§ **Problem description**: Select all lines holding the word "this" from the entries that follow.

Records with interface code
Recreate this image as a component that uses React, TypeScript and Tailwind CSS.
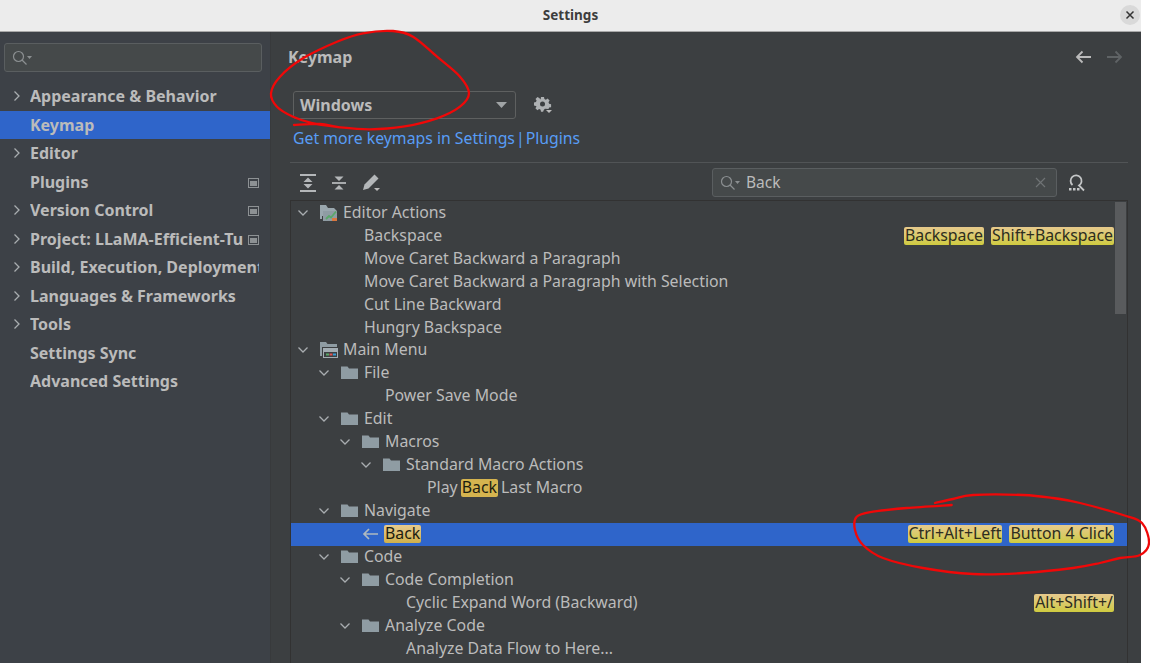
import React from 'react';

const font = { fontFamily: '"Noto Sans", sans-serif' };

const sidebarItems = [
  { label: 'Appearance & Behavior', arrow: true },
  { label: 'Keymap', selected: true },
  { label: 'Editor', arrow: true },
  { label: 'Plugins', badge: true },
  { label: 'Version Control', arrow: true, badge: true },
  { label: 'Project: LLaMA-Efficient-Tuner', arrow: true, badge: true },
  { label: 'Build, Execution, Deployment', arrow: true },
  { label: 'Languages & Frameworks', arrow: true },
  { label: 'Tools', arrow: true },
  { label: 'Settings Sync' },
  { label: 'Advanced Settings' },
];

type TreeRow = {
  depth: number;
  label: string;
  icon?: 'folder' | 'editor' | 'menu' | 'back';
  open?: boolean;
  shortcuts?: string[];
  selected?: boolean;
  match?: boolean;
};

const rows: TreeRow[] = [
  { depth: 0, label: 'Editor Actions', icon: 'editor', open: true },
  { depth: 1, label: 'Backspace', shortcuts: ['Backspace', 'Shift+Backspace'] },
  { depth: 1, label: 'Move Caret Backward a Paragraph' },
  { depth: 1, label: 'Move Caret Backward a Paragraph with Selection' },
  { depth: 1, label: 'Cut Line Backward' },
  { depth: 1, label: 'Hungry Backspace' },
  { depth: 0, label: 'Main Menu', icon: 'menu', open: true },
  { depth: 1, label: 'File', icon: 'folder', open: true },
  { depth: 2, label: 'Power Save Mode' },
  { depth: 1, label: 'Edit', icon: 'folder', open: true },
  { depth: 2, label: 'Macros', icon: 'folder', open: true },
  { depth: 3, label: 'Standard Macro Actions', icon: 'folder', open: true },
  { depth: 4, label: 'Play Back Last Macro', match: true },
  { depth: 1, label: 'Navigate', icon: 'folder', open: true },
  { depth: 2, label: 'Back', icon: 'back', selected: true, shortcuts: ['Ctrl+Alt+Left', 'Button 4 Click'] },
  { depth: 1, label: 'Code', icon: 'folder', open: true },
  { depth: 2, label: 'Code Completion', icon: 'folder', open: true },
  { depth: 3, label: 'Cyclic Expand Word (Backward)', shortcuts: ['Alt+Shift+/'] },
  { depth: 2, label: 'Analyze Code', icon: 'folder', open: true },
  { depth: 3, label: 'Analyze Data Flow to Here...' },
];

function Chevron({ dir }: { dir: 'right' | 'down' }) {
  return (
    <svg width="16" height="16" viewBox="0 0 16 16" fill="none" stroke="#a9adb0" strokeWidth="1.3">
      <path d={dir === 'right' ? 'M5.5 3.5 10 8l-4.500 4.500' : 'M3.500 5.500 8 10l4.500-4.500'} />
    </svg>
  );
}

function RowIcon({ icon }: { icon?: TreeRow['icon'] }) {
  if (icon === 'folder') {
    return (
      <svg width="17" height="16" viewBox="0 0 17 16">
        <path d="M0 1.500h6.500l1.500 2h9V14H0z" fill="#8f9ca3" />
      </svg>
    );
  }
  if (icon === 'back') {
    return (
      <svg width="16" height="16" viewBox="0 0 16 16" fill="none" stroke="#aeb9c0" strokeWidth="1.700">
        <path d="M16 8H2M7 3 2 8l5 5" />
      </svg>
    );
  }
  if (icon === 'menu') {
    return (
      <svg width="18" height="16" viewBox="0 0 18 16">
        <path d="M0 0h6l1.500 2H17v3H2v9H0z" fill="#8f9ca3" />
        <path d="M3 6h15v10H3z" fill="#a3adb3" />
        <path d="M4 10h13v5H4z" fill="#3c3f41" />
        <path d="M6 11.500h3v2H6z" fill="#59a869" />
        <path d="M9.500 11.500h3v2h-3z" fill="#e05555" />
        <path d="M13 11.500h3v2h-3z" fill="#389fd6" />
      </svg>
    );
  }
  if (icon === 'editor') {
    return (
      <svg width="18" height="16" viewBox="0 0 18 16">
        <path d="M0 0h6l2 3h6l3 3-6 5H2v3H0z" fill="#9aa7ae" />
        <path d="M3 6h14v10H3z" fill="#8f9ca3" />
        <path d="m6 14 3-3 2 1.500 5-6" fill="none" stroke="#59a869" strokeWidth="1.800" />
        <path d="M12 13h5v3h-5z" fill="#d9773f" />
      </svg>
    );
  }
  return null;
}

function Shortcut({ text }: { text: string }) {
  return (
    <span className="flex h-[18px] items-center rounded-[2px] bg-linear-to-b from-[#e6c98c] to-[#cfcb3e] px-[1px] text-[#2d2d20]">
      {text}
    </span>
  );
}

// catmull-rom through the traced pen points
function smooth(pts: number[][]) {
  let d = `M${pts[0][0]} ${pts[0][1]}`;
  for (let i = 0; i < pts.length - 1; i++) {
    const p0 = pts[Math.max(i - 1, 0)];
    const p1 = pts[i];
    const p2 = pts[i + 1];
    const p3 = pts[Math.min(i + 2, pts.length - 1)];
    const c1x = p1[0] + (p2[0] - p0[0]) / 6;
    const c1y = p1[1] + (p2[1] - p0[1]) / 6;
    const c2x = p2[0] - (p3[0] - p1[0]) / 6;
    const c2y = p2[1] - (p3[1] - p1[1]) / 6;
    d += ` C${c1x} ${c1y} ${c2x} ${c2y} ${p2[0]} ${p2[1]}`;
  }
  return d;
}

const circleTop = [
  [294, 125], [320, 124], [340, 127.300], [370, 129.300], [403, 126.700], [437, 118.300], [460, 106.700], [469, 93.300],
  [460, 76.700], [437, 56.700], [413, 36.700], [393, 31], [363, 33.300], [337, 41.700], [303, 58.300], [280, 76.700],
  [271, 93.300], [277, 106.700], [293, 116.700], [313, 123.300], [340, 127.300],
];

const circleBottom = [
  [951.700, 505], [906.700, 508], [873, 511.700], [856.700, 516.700], [855, 530], [863, 545], [883, 558], [923, 568],
  [973, 574], [1023, 573], [1073, 568], [1100, 563], [1120, 558], [1140, 555], [1149, 543], [1142, 523], [1123, 515],
  [1080, 503], [1053, 498], [1023, 495], [973, 495], [953, 499], [935, 503],
];

export default function App() {
  return (
    <div className="relative h-[663px] w-[1150px] overflow-hidden bg-white" style={font}>
      <div className="flex h-full w-[1141px] flex-col">
        {/* title bar */}
        <div className="relative flex h-[32px] shrink-0 items-center justify-center border-b border-[#a8a8a8] bg-[#ececec]">
          <span className="text-[13.500px] font-bold text-[#3d3d3d]">Settings</span>
          <div className="absolute right-[1px] top-[5px] flex h-[20px] w-[20px] items-center justify-center rounded-full bg-[#d9d9d9]">
            <svg width="10" height="10" viewBox="0 0 10 10" stroke="#333" strokeWidth="1.500">
              <path d="m1.500 1.500 7 7m0-7-7 7" />
            </svg>
          </div>
        </div>

        <div className="flex min-h-0 flex-1">
          {/* sidebar */}
          <aside className="flex w-[271px] shrink-0 flex-col border-r border-[#383a3c] bg-[#3d4147]">
            <div className="mx-[4px] mt-[11px] flex h-[29px] w-[258px] items-center rounded-[3px] border border-[#5a5e60] bg-[#45494a] pl-[7px]">
              <SearchGlass />
            </div>
            <nav className="mt-[10.200px] flex flex-col">
              {sidebarItems.map((item) => (
                <div
                  key={item.label}
                  className={`relative flex h-[28.500px] items-center text-[16px] font-bold text-[#bbbbbb] ${item.selected ? 'bg-[#2f65ca]' : ''}`}
                >
                  <span className="flex w-[30px] shrink-0 justify-center pl-[3px]">
                    {item.arrow && <Chevron dir="right" />}
                  </span>
                  <span className={`overflow-hidden whitespace-nowrap ${item.badge && item.arrow ? 'w-[213px]' : 'w-[229px]'}`}>
                    {item.label}
                  </span>
                  {item.badge && (
                    <span className="absolute right-[11px] top-[10px] h-[10px] w-[11px] border border-[#8d9194] bg-[#3d4147]">
                      <span className="mx-[1px] mt-[2px] block h-[5px] bg-[#8d9194]" />
                    </span>
                  )}
                </div>
              ))}
            </nav>
          </aside>

          {/* main panel */}
          <main className="flex min-w-0 flex-1 flex-col bg-[#3c3f41] text-[#bbbbbb]">
            <div className="flex h-[50px] shrink-0 items-center justify-between pl-[17px] pr-[18px]">
              <span className="text-[16px] font-bold">Keymap</span>
              <div className="flex items-center gap-[16px]">
                <svg width="16" height="14" viewBox="0 0 16 14" fill="none" stroke="#bbbbbb" strokeWidth="1.800">
                  <path d="M16 7H2M7.500 1.500 2 7l5.500 5.500" />
                </svg>
                <svg width="16" height="14" viewBox="0 0 16 14" fill="none" stroke="#5f6365" strokeWidth="1.800">
                  <path d="M0 7h14M8.500 1.500 14 7l-5.500 5.500" />
                </svg>
              </div>
            </div>

            <div className="mt-[9px] flex items-center pl-[22px]">
              <div className="flex h-[28px] w-[223px] items-center justify-between rounded-[3px] border border-[#5e6060] bg-[#3c3f41] pl-[6px] pr-[8px] text-[16px] font-bold">
                <span>Windows</span>
                <svg width="11" height="6" viewBox="0 0 11 6"><path d="M0 0h11L5.500 6z" fill="#a0a4a6" /></svg>
              </div>
              <svg className="ml-[18px]" width="18" height="18" viewBox="0 0 18 18">
                <path
                  d="M7 1h3l.4 2 1.500.7 1.700-1.100 2 2-1.100 1.700.6 1.500 2 .4v3l-2 .4-.6 1.300-3.600-.1-1.100 1.200-.7 1.700H7l-.4-2-1.500-.6-1.700 1.100-2-2 1.100-1.700L1.900 9.900 0 9.500v-3l2-.4.600-1.500L1.500 2.900l2-2 1.700 1.100L6.600 3.400z"
                  fill="#aeb1b3"
                />
                <circle cx="8.500" cy="8" r="2.500" fill="#3c3f41" />
                <path d="M12 14h6l-3 3z" fill="#bbbbbb" />
              </svg>
            </div>

            <div className="mt-[7px] flex pl-[22px] text-[15.800px] leading-[24px] text-[#589df6]">
              <span>Get more keymaps in Settings</span>
              <span className="mx-[1px]">|</span>
              <span>Plugins</span>
            </div>

            <div className="ml-[19px] mr-[13px] mt-[12px] border-t border-[#515456]" />

            {/* toolbar */}
            <div className="flex h-[37px] shrink-0 items-center pl-[29px] pr-[55px] pt-[2px]">
              <div className="flex items-center gap-[15px]">
                <svg width="16" height="18" viewBox="0 0 16 18" stroke="#b4b7b9" strokeWidth="2" fill="#b4b7b9">
                  <path d="M0 1h16M0 17h16" fill="none" />
                  <path d="M8 3.500 3.500 8h9zM8 14.500l4.500-4.500h-9z" stroke="none" />
                </svg>
                <svg width="16" height="18" viewBox="0 0 16 18" stroke="#b4b7b9" strokeWidth="1.800" fill="#b4b7b9">
                  <path d="M1 9h14" fill="none" />
                  <path d="M8 7 3.500 2.500h9zM8 11l4.500 4.500h-9z" stroke="none" />
                </svg>
                <svg width="18" height="18" viewBox="0 0 18 18" fill="#b4b7b9">
                  <path d="M12.500 0.500 16.500 4.500 6.500 14.500 1 16l1.500-5.500z" />
                  <path d="M12 14h6l-3 3z" fill="#bbbbbb" />
                </svg>
              </div>
              <div className="ml-auto flex items-center">
                <div className="flex h-[29px] w-[345px] items-center rounded-[3px] border border-[#5a5e60] bg-[#45494a] pl-[7px] pr-[10px] text-[15.500px]">
                  <SearchGlass />
                  <span className="ml-[4px]">Back</span>
                  <svg className="ml-auto" width="11" height="11" viewBox="0 0 11 11" stroke="#6f7375" strokeWidth="1.200">
                    <path d="m1 1 9 9m0-9-9 9" />
                  </svg>
                </div>
                <svg className="ml-[11px]" width="18" height="18" viewBox="0 0 18 18" fill="none" stroke="#c4c6c7" strokeWidth="1.800">
                  <path d="M4.500 11A5.500 5.500 0 1 1 11 11.500l5 5" />
                  <path d="M1 14h2.500v2.500H1zM5 14h2.500v2.500H5zM9 14h2.500v2.500H9z" fill="#c4c6c7" stroke="none" />
                </svg>
              </div>
            </div>

            {/* action tree */}
            <div className="relative ml-[19px] mr-[13px] min-h-0 flex-1 overflow-hidden border-l border-t border-r border-[#323232] pt-[0.100px]">
              <div className="absolute right-[1px] top-[1px] h-[112px] w-[11px] bg-[#595b5d]" />
              {rows.map((row) => (
                <div
                  key={row.label}
                  className={`flex h-[22.970px] items-center whitespace-nowrap pl-[4px] pr-[13px] text-[15.870px] ${row.selected ? 'bg-[#2f65ca]' : ''}`}
                >
                  <span className="shrink-0" style={{ width: row.depth * 21 }} />
                  <span className="w-[16px] shrink-0">{row.open && <Chevron dir="down" />}</span>
                  <span className="ml-[9px] w-[16px] shrink-0">
                    <RowIcon icon={row.icon} />
                  </span>
                  <span className="ml-[7px]">
                    {row.match ? (
                      <span className="flex items-center gap-[3px]">
                        Play
                        <span className="flex h-[18px] items-center rounded-[2px] bg-[#d5b44f] px-[1px] text-[#1d1d10]">Back</span>
                        Last Macro
                      </span>
                    ) : row.selected ? (
                      <span className="-ml-[1px] flex h-[18px] items-center rounded-[2px] bg-linear-to-b from-[#e6c98c] to-[#cfb04a] px-[1px] text-[#1d1d10]">
                        {row.label}
                      </span>
                    ) : (
                      row.label
                    )}
                  </span>
                  {row.shortcuts && (
                    <span className="ml-auto flex items-center gap-[7px]">
                      {row.shortcuts.map((s) => (
                        <Shortcut key={s} text={s} />
                      ))}
                    </span>
                  )}
                </div>
              ))}
            </div>
          </main>
        </div>
      </div>

      {/* red pen annotations */}
      <svg className="pointer-events-none absolute left-0 top-0" width="1150" height="663" fill="none" stroke="#f00808" strokeWidth="2.300" strokeLinecap="round">
        <path d={smooth(circleTop)} />
        <path d={smooth(circleBottom)} />
      </svg>
    </div>
  );
}

function SearchGlass() {
  return (
    <svg width="22" height="16" viewBox="0 0 22 16" fill="none" stroke="#8b8f91" strokeWidth="1.200" className="shrink-0">
      <circle cx="6.500" cy="6.500" r="5" />
      <path d="m10 10 4.500 4.500" />
      <path d="M15 6h5l-2.500 3z" fill="#8b8f91" stroke="none" />
    </svg>
  );
}
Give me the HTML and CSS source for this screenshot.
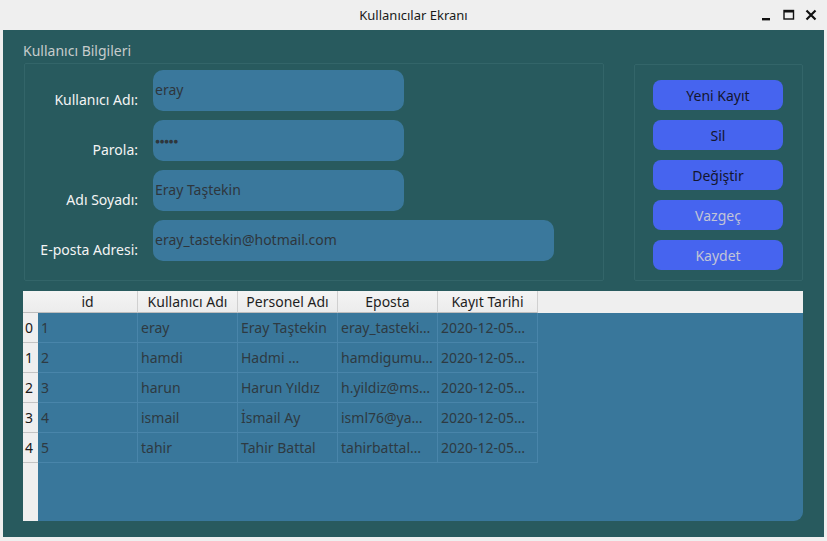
FILE: index.html
```html
<!DOCTYPE html>
<html lang="tr">
<head>
<meta charset="utf-8">
<title>Kullanıcılar Ekranı</title>
<link rel="stylesheet" href="styles.css">
</head>
<body>
<div class="titlebar">
  <span class="title">Kullanıcılar Ekranı</span>
  <div class="controls">
    <svg class="ctl" width="12" height="12" viewBox="0 0 12 12"><rect x="1" y="9" width="8" height="2.4" fill="#111"/></svg>
    <svg class="ctl" width="12" height="12" viewBox="0 0 12 12"><rect x="1" y="1.5" width="9.5" height="8.5" fill="none" stroke="#111" stroke-width="1.4"/><rect x="1" y="1.5" width="9.5" height="2" fill="#111"/></svg>
    <svg class="ctl" width="12" height="12" viewBox="0 0 12 12"><path d="M1.5 1.5 L10.5 10.5 M10.5 1.5 L1.5 10.5" stroke="#111" stroke-width="2.2" fill="none"/></svg>
  </div>
</div>
<div class="window">
  <div class="top">
    <div class="group">
      <div class="group-title">Kullanıcı Bilgileri</div>
      <div class="frame form">
        <label class="lbl">Kullanıcı Adı:</label>
        <div class="input">eray</div>
        <label class="lbl">Parola:</label>
        <div class="input pwd">●●●●●</div>
        <label class="lbl">Adı Soyadı:</label>
        <div class="input">Eray Taştekin</div>
        <label class="lbl">E-posta Adresi:</label>
        <div class="input wide">eray_tastekin@hotmail.com</div>
      </div>
    </div>
    <div class="frame actions">
      <button class="btn">Yeni Kayıt</button>
      <button class="btn">Sil</button>
      <button class="btn">Değiştir</button>
      <button class="btn off">Vazgeç</button>
      <button class="btn off">Kaydet</button>
    </div>
  </div>
  <div class="table">
    <div class="hd corner"></div>
    <div class="hd">id</div>
    <div class="hd">Kullanıcı Adı</div>
    <div class="hd">Personel Adı</div>
    <div class="hd">Eposta</div>
    <div class="hd">Kayıt Tarihi</div>
    <div class="hd fill"></div>

    <div class="vh">0</div><div class="td">1</div><div class="td">eray</div><div class="td">Eray Taştekin</div><div class="td">eray_tasteki…</div><div class="td">2020-12-05…</div><div class="blank"></div>
    <div class="vh">1</div><div class="td">2</div><div class="td">hamdi</div><div class="td">Hadmi …</div><div class="td">hamdigumu…</div><div class="td">2020-12-05…</div><div class="blank"></div>
    <div class="vh">2</div><div class="td">3</div><div class="td">harun</div><div class="td">Harun Yıldız</div><div class="td">h.yildiz@ms…</div><div class="td">2020-12-05…</div><div class="blank"></div>
    <div class="vh">3</div><div class="td">4</div><div class="td">ismail</div><div class="td">İsmail Ay</div><div class="td">isml76@ya…</div><div class="td">2020-12-05…</div><div class="blank"></div>
    <div class="vh">4</div><div class="td">5</div><div class="td">tahir</div><div class="td">Tahir Battal</div><div class="td">tahirbattal…</div><div class="td">2020-12-05…</div><div class="blank"></div>

    <div class="vh empty"></div><div class="blank rest"></div>
  </div>
</div>
</body>
</html>
```

FILE: styles.css
```css
* { box-sizing: border-box; }
html, body { margin: 0; padding: 0; }
body {
  width: 827px;
  height: 541px;
  background: #efefef;
  font-family: "Noto Sans", "Open Sans", sans-serif;
  font-size: 14px;
  overflow: hidden;
}
.titlebar {
  height: 30px;
  position: relative;
  display: flex;
  align-items: center;
  justify-content: center;
  background: #efefef;
  color: #1a1a1a;
}
.title { font-size: 13px; }
.controls {
  position: absolute;
  right: 10px;
  top: 9px;
  display: flex;
  gap: 10px;
}
.ctl { display: block; }
.window {
  margin: 0 3px;
  height: 507px;
  background: #285a5e;
  padding: 12px 21px 16px 20px;
  display: flex;
  flex-direction: column;
  gap: 10px;
}
.top {
  display: flex;
  gap: 30px;
  align-items: flex-end;
}
.group-title {
  color: #c6cccc;
  font-size: 14px;
  line-height: 18px;
  height: 21px;
}
.frame {
  border: 1px solid #336569;
  border-radius: 2px;
}
.form {
  margin-left: 1px;
  width: 580px;
  height: 218px;
  padding: 6px 0 0 0;
  display: grid;
  grid-template-columns: 113px auto;
  column-gap: 15px;
  row-gap: 9px;
  align-content: start;
  justify-content: start;
}
.lbl {
  color: #f4f4f4;
  text-align: right;
  line-height: 20px;
  padding-top: 18px;
  align-self: center;
}
.input {
  width: 251px;
  height: 41px;
  background: #3a789c;
  border-radius: 10px;
  color: #2e363c;
  line-height: 39px;
  padding: 0 2px;
}
.input.wide { width: 401px; }
.input.pwd { font-size: 8.5px; letter-spacing: -0.6px; line-height: 41px; padding-left: 2px; }
.actions {
  width: 170px;
  height: 217px;
  padding: 15px 0 0 18px;
  display: flex;
  flex-direction: column;
  gap: 10px;
}
.btn {
  width: 130px;
  height: 30px;
  border: none;
  border-radius: 8px;
  background: #4664ef;
  color: #14162e;
  font-family: inherit;
  font-size: 14px;
  padding: 0;
}
.btn.off { color: #c2c4d6; }
.table {
  width: 780px;
  height: 231px;
  background: #39779b;
  border-radius: 0 0 9px 0;
  overflow: hidden;
  display: grid;
  grid-template-columns: 15px repeat(5, 100px) 1fr;
  grid-template-rows: 22px repeat(5, 30px) 1fr;
}
.hd {
  background: linear-gradient(#f4f4f4, #ececec);
  border-right: 1px solid #d0d0d0;
  border-bottom: 1px solid #bdbdbd;
  color: #1e1e1e;
  text-align: center;
  line-height: 21px;
}
.hd.corner, .hd.fill { border-right: none; }
.hd.fill { background: #efefef; border-bottom: none; }
.vh {
  background: #efefef;
  border-bottom: 1px solid #c4c4c4;
  color: #1a1a1a;
  line-height: 29px;
  padding-left: 2px;
}
.vh.empty { border-bottom: none; }
.td {
  color: #2e3a42;
  border-right: 1px solid #4985aa;
  border-bottom: 1px solid #4985aa;
  line-height: 29px;
  padding-left: 3px;
  white-space: nowrap;
  overflow: hidden;
}
.blank.rest { grid-column: 2 / 8; }
```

§ **Worked solution**:
Recreate this image as a component that uses React, TypeScript and Tailwind CSS.
Give me the HTML and CSS source for this screenshot.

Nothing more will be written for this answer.